Inverse of Composite Functions
It’s important to remember that the inverse of a composite function is not simply the composition of the inverses of the individual functions. That is:
\( (f ∘ g)^{-1} ≠ f^{-1} ∘ g^{-1} \)To find the inverse of a composite function, we must carefully work through the algebraic steps based on the given functions.
Practice Questions
- Let \( f(x) = 3x + 4 \) and \( g(x) = x - 5 \). Find \( (f \circ g)(x) \).
Solution
First, apply \( g(x) = x - 5 \). Then substitute \( g(x) \) into \( f(x) \):
\( (f ∘ g)(x) = f(g(x)) = f(x - 5) = 3(x - 5) + 4 = 3x - 15 + 4 = 3x - 11 \)So, \( (f \circ g)(x) = 3x - 11 \).

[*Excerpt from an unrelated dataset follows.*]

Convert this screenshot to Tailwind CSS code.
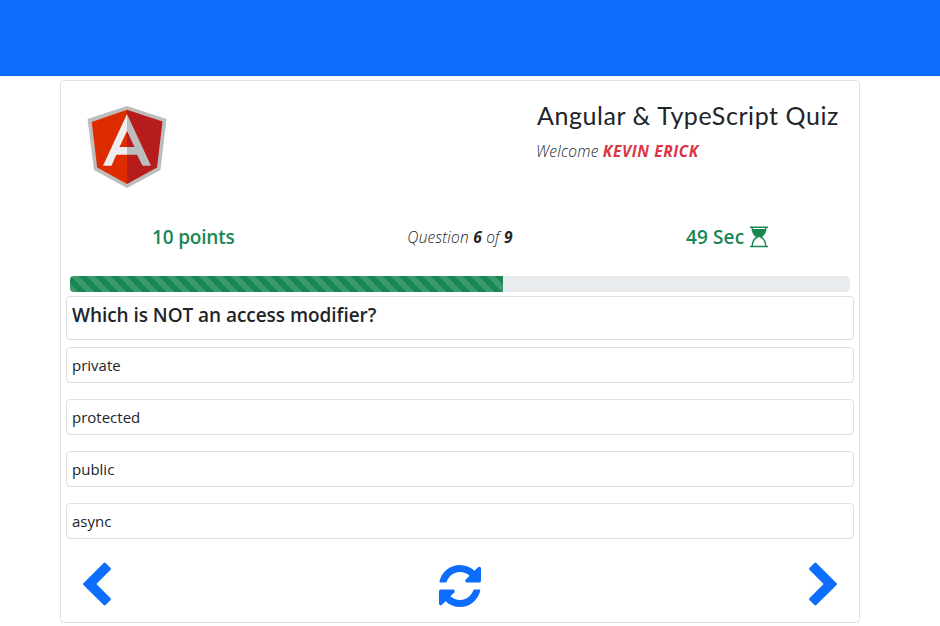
<!DOCTYPE html>
<html lang="en">
<head>
<meta charset="utf-8">
<title>Angular &amp; TypeScript Quiz</title>
<script src="https://cdn.jsdelivr.net/npm/@tailwindcss/browser@4"></script>
</head>
<body class="h-[626px] overflow-hidden bg-white font-['Segoe_UI','Open_Sans',sans-serif] text-base leading-6 text-[#212529]">
<header class="h-[76px] bg-[#0d6efd]"></header>
<main class="ml-[60px] mt-1 flex h-[543px] w-[800px] flex-col rounded border border-[#dfdfdf] px-[5px]">
  <section class="flex h-[138px] justify-between pt-[23px] pl-5">
    <svg class="h-[86px] w-[82px]" viewBox="86 104 82 86" role="img" aria-label="Angular">
      <path fill="#bdbdbd" d="M127 106 166.5 119 160.5 170 127 188 94 170 87.5 119Z"/>
      <path fill="#dd2c00" d="M127 109.8 91.7 122 97.2 167.5 127 184Z"/>
      <path fill="#b71c1c" d="M127 109.8 162.5 121.6 157 167.5 127 184Z"/>
      <path fill="#eee" d="M127 114 103 165.7H111.5L116.3 154.7H127V147H119.5L127 131Z"/>
      <path fill="#bdbdbd" d="M127 114 151 165.7H142.5L137 154.7H127V147H134.5L127 131Z"/>
    </svg>
    <div class="w-[318px] -mt-[5px]">
      <h1 class="h-10 pl-px font-['Comic_Sans_MS','Lato',sans-serif] text-[25px] leading-8 tracking-[0.57px] whitespace-nowrap">Angular &amp; TypeScript Quiz</h1>
      <p class="text-[15.500px] leading-6 font-[350] italic tracking-[0.25px] whitespace-nowrap">Welcome <b class="font-bold tracking-[0.6px] text-[#dc3545]">KEVIN ERICK</b></p>
    </div>
  </section>
  <section class="grid h-[57px] grid-cols-3 text-center">
    <div class="pt-[6px] pr-[8px] text-[19px] font-semibold tracking-[-0.2px] text-[#198754]">10 points</div>
    <div class="pt-[6px] text-[15.500px] font-[350] italic tracking-[0.2px]">Question <b class="font-bold">6</b> of <b class="font-bold">9</b></div>
    <div class="flex justify-center gap-[6px] pt-[6px] pl-[9px] text-[19px] font-semibold tracking-[0.1px] text-[#198754]">49 Sec
      <svg class="mt-[1px] h-[22px] w-[18px]" viewBox="0 0 18 22" fill="none" stroke="#198754">
        <path stroke-width="1.4" d="M0 1.2H18M0 20.5H18M2.2 1.5C2.2 7 4.5 9.6 7.3 11 4.5 12.4 2.2 15 2.2 20.5M15.8 1.5C15.8 7 13.5 9.6 10.7 11 13.5 12.4 15.8 15 15.8 20.5"/>
        <path fill="#198754" stroke="none" d="M2.5 3H15.5C15 7 13 9.5 10.5 11H7.5C5 9.5 3 7 2.5 3Z"/>
      </svg>
    </div>
  </section>
  <div class="mx-[4px] h-4 shrink-0 overflow-hidden rounded bg-[#e9ecef]">
    <div class="h-full w-[433px] bg-[#198754] bg-[linear-gradient(45deg,rgba(255,255,255,.15)_25%,transparent_25%,transparent_50%,rgba(255,255,255,.15)_50%,rgba(255,255,255,.15)_75%,transparent_75%,transparent)] bg-size-[16px_16px]"></div>
  </div>
  <h2 class="mt-1 h-11 shrink-0 rounded border border-[#dfdfdf] pl-[5px] pt-[6px] text-[19px] font-semibold leading-6 tracking-[-0.05px]">Which is NOT an access modifier?</h2>
  <ul class="mt-[7px] flex flex-col gap-4">
    <li class="h-9 rounded border border-[#dfdfdf] px-[5px] pt-[5px] text-[15px]">private</li>
    <li class="h-9 rounded border border-[#dfdfdf] px-[5px] pt-[5px] text-[15px]">protected</li>
    <li class="h-9 rounded border border-[#dfdfdf] px-[5px] pt-[5px] text-[15px]">public</li>
    <li class="h-9 rounded border border-[#dfdfdf] px-[5px] pt-[5px] text-[15px]">async</li>
  </ul>
  <nav class="mt-[22px] flex justify-between px-4 text-[#0d6efd]">
    <button aria-label="Previous"><svg class="h-[46px] w-[30px]" viewBox="0 0 30 46" fill="currentColor"><path d="M1.4 22.2 21.7 1.9Q22.6 1.1 23.5 1.9L28.6 7Q29.4 7.9 28.6 8.8L14.4 23 28.6 37.2Q29.4 38.1 28.6 39L23.5 44.1Q22.6 44.9 21.7 44.1L1.4 23.9Q.6 23 1.4 22.2Z"/></svg></button>
    <button aria-label="Restart"><svg class="mt-[3px] h-[42px] w-[42px]" viewBox="0 0 1536 1536" fill="currentColor"><path d="M1511 928q0 5-1 7-64 268-268 434.500T764 1536q-146 0-282.500-55T238 1324l-129 129q-19 19-45 19t-45-19-19-45V960q0-26 19-45t45-19h448q26 0 45 19t19 45-19 45l-137 137q71 66 161 102t187 36q134 0 250-65t186-179q11-17 53-117 8-23 30-23h192q13 0 22.500 9.500t9.500 22.500zm25-800v448q0 26-19 45t-45 19h-448q-26 0-45-19t-19-45 19-45l138-138Q969 256 768 256q-134 0-250 65T332 500q-11 17-53 117-8 23-30 23H50q-13 0-22.500-9.500T18 608v-7q65-268 270-434.500T768 0q146 0 284 55.500T1297 212l130-129q19-19 45-19t45 19 19 45z"/></svg></button>
    <button aria-label="Next"><svg class="h-[46px] w-[30px]" viewBox="0 0 30 46" fill="currentColor"><path d="M28.600 22.200 8.300 1.900Q7.400 1.100 6.500 1.900L1.400 7Q.6 7.900 1.400 8.800L15.600 23 1.400 37.200Q.6 38.100 1.400 39L6.500 44.100Q7.400 44.900 8.300 44.100L28.600 23.900Q29.400 23 28.600 22.200Z"/></svg></button>
  </nav>
</main>
</body>
</html>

- Let \( f(x) = x^2 \) and \( g(x) = 2x + 1 \). Find \( (f \circ g)(x) \).
Solution
First, apply \( g(x) = 2x + 1 \). Then substitute \( g(x) \) into \( f(x) \):
\( (f ∘ g)(x) = f(g(x)) = f(2x + 1) = (2x + 1)^2 = 4x^2 + 4x + 1 \)So, \( (f \circ g)(x) = 4x^2 + 4x + 1 \).
- Let \( f(x) = \sqrt{x} \) and \( g(x) = x^2 + 3 \). Find \( (f \circ g)(x) \).
Solution
First, apply \( g(x) = x^2 + 3 \). Then substitute \( g(x) \) into \( f(x) \):
\( (f ∘ g)(x) = f(g(x)) = f(x^2 + 3) = \sqrt{x^2 + 3} \)So, \( (f \circ g)(x) = \sqrt{x^2 + 3} \).
- Let \( f(x) = 2x + 5 \) and \( g(x) = x^2 - 4x \). Find \( (f \circ g)(x) \).
Solution
First, apply \( g(x) = x^2 - 4x \). Then substitute \( g(x) \) into \( f(x) \):
\( (f ∘ g)(x) = f(g(x)) = f(x^2 - 4x) = 2(x^2 - 4x) + 5 = 2x^2 - 8x + 5 \)So, \( (f \circ g)(x) = 2x^2 - 8x + 5 \).
- Let \( f(x) = x + 6 \) and \( g(x) = 3x - 1 \). Find \( (f \circ g)(x) \).
Solution
First, apply \( g(x) = 3x - 1 \). Then substitute \( g(x) \) into \( f(x) \):
\( (f ∘ g)(x) = f(g(x)) = f(3x - 1) = (3x - 1) + 6 = 3x + 5 \)So, \( (f \circ g)(x) = 3x + 5 \).
- Let \( f(x) = 2x - 7 \) and \( g(x) = x^3 \). Find \( (f \circ g)(x) \).
Solution
First, apply \( g(x) = x^3 \). Then substitute \( g(x) \) into \( f(x) \):
\( (f ∘ g)(x) = f(g(x)) = f(x^3) = 2x^3 - 7 \)So, \( (f \circ g)(x) = 2x^3 - 7 \).
- Let \( f(x) = \cos(x) \) and \( g(x) = x + \frac{\pi}{2} \). Find \( (f \circ g)(x) \).
Solution
First, apply \( g(x) = x + \frac{\pi}{2} \). Then substitute \( g(x) \) into \( f(x) \):
\( (f ∘ g)(x) = f(g(x)) = \cos(x + \frac{\pi}{2}) = -\sin(x) \)So, \( (f \circ g)(x) = -\sin(x) \).
- Let \( f(x) = \frac{1}{x} \) and \( g(x) = x - 4 \). Find \( (f \circ g)(x) \).
Solution
First, apply \( g(x) = x - 4 \). Then substitute \( g(x) \) into \( f(x) \):
\( (f ∘ g)(x) = f(g(x)) = f(x - 4) = \frac{1}{x - 4} \)So, \( (f \circ g)(x) = \frac{1}{x - 4} \).